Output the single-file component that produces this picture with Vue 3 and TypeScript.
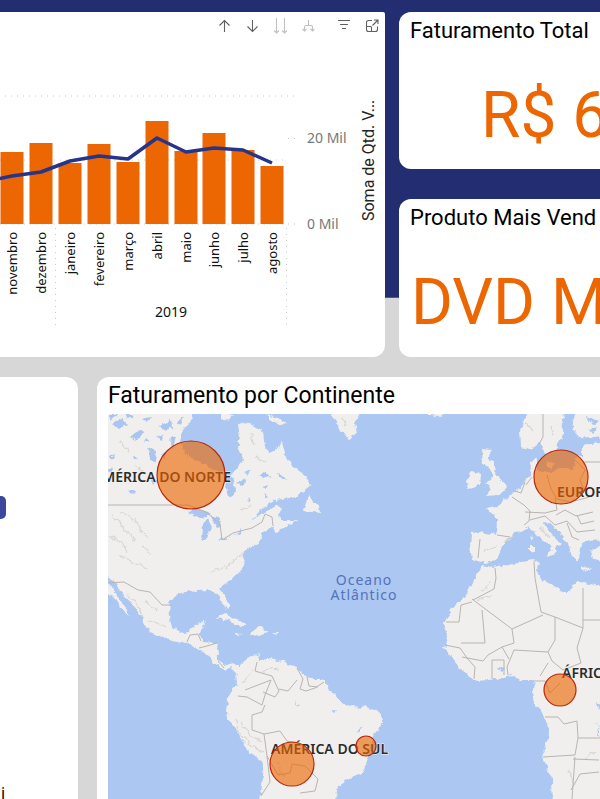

=-=-=

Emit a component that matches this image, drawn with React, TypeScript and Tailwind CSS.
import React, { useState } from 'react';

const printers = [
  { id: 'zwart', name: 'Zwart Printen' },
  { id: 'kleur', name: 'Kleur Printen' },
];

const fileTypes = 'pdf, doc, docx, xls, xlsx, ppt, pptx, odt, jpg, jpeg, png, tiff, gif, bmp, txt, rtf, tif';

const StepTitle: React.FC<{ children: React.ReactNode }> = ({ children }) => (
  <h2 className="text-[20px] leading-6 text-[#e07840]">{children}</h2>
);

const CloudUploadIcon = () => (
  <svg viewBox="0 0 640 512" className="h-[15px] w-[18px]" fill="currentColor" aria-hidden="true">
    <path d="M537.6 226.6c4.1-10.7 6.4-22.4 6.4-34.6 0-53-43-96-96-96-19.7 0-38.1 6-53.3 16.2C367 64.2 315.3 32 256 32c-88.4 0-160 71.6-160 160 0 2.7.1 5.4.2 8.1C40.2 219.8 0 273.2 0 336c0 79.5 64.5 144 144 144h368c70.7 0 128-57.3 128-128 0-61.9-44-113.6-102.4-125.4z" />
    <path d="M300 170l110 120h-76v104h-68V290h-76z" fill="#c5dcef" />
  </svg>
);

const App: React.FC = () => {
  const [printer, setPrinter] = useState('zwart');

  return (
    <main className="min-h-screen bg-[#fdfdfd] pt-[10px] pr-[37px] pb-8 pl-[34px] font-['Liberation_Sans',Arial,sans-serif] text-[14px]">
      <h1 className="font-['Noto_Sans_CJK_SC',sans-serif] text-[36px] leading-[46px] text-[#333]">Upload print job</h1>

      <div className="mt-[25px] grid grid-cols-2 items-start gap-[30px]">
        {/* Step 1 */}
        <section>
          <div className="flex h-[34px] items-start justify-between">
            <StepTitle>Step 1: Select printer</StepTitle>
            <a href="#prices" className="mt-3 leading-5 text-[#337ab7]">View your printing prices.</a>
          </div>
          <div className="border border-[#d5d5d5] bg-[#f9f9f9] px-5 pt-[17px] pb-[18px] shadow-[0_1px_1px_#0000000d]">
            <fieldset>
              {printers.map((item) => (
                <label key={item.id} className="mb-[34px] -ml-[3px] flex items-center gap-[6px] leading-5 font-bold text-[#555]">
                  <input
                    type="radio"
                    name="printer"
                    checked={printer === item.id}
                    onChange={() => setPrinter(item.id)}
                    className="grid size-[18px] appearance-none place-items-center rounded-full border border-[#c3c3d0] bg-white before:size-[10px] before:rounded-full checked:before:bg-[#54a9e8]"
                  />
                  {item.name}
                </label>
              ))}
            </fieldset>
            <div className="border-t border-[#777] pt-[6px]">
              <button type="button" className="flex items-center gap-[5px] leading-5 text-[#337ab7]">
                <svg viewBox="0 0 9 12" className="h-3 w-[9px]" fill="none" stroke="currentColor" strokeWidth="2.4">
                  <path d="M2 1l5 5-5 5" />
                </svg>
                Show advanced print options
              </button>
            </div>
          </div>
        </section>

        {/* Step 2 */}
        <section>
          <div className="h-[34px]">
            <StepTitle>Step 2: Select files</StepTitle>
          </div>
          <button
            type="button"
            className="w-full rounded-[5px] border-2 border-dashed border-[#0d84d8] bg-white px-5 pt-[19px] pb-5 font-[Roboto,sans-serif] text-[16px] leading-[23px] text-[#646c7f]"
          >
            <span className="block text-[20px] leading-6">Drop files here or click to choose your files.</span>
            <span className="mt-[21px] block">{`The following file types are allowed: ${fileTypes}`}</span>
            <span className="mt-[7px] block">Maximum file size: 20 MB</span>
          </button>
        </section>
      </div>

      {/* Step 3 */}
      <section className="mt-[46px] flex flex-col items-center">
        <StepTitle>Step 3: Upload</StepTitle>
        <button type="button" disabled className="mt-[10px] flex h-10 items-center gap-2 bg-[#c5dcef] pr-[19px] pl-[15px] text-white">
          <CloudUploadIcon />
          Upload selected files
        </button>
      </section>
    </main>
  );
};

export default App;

=-=-=

### [THE TASK]
From the entries above, copy out every line where the string "TypeScript" appears.

### [THE SOLUTION]
Output the single-file component that produces this picture with Vue 3 and TypeScript.
Emit a component that matches this image, drawn with React, TypeScript and Tailwind CSS.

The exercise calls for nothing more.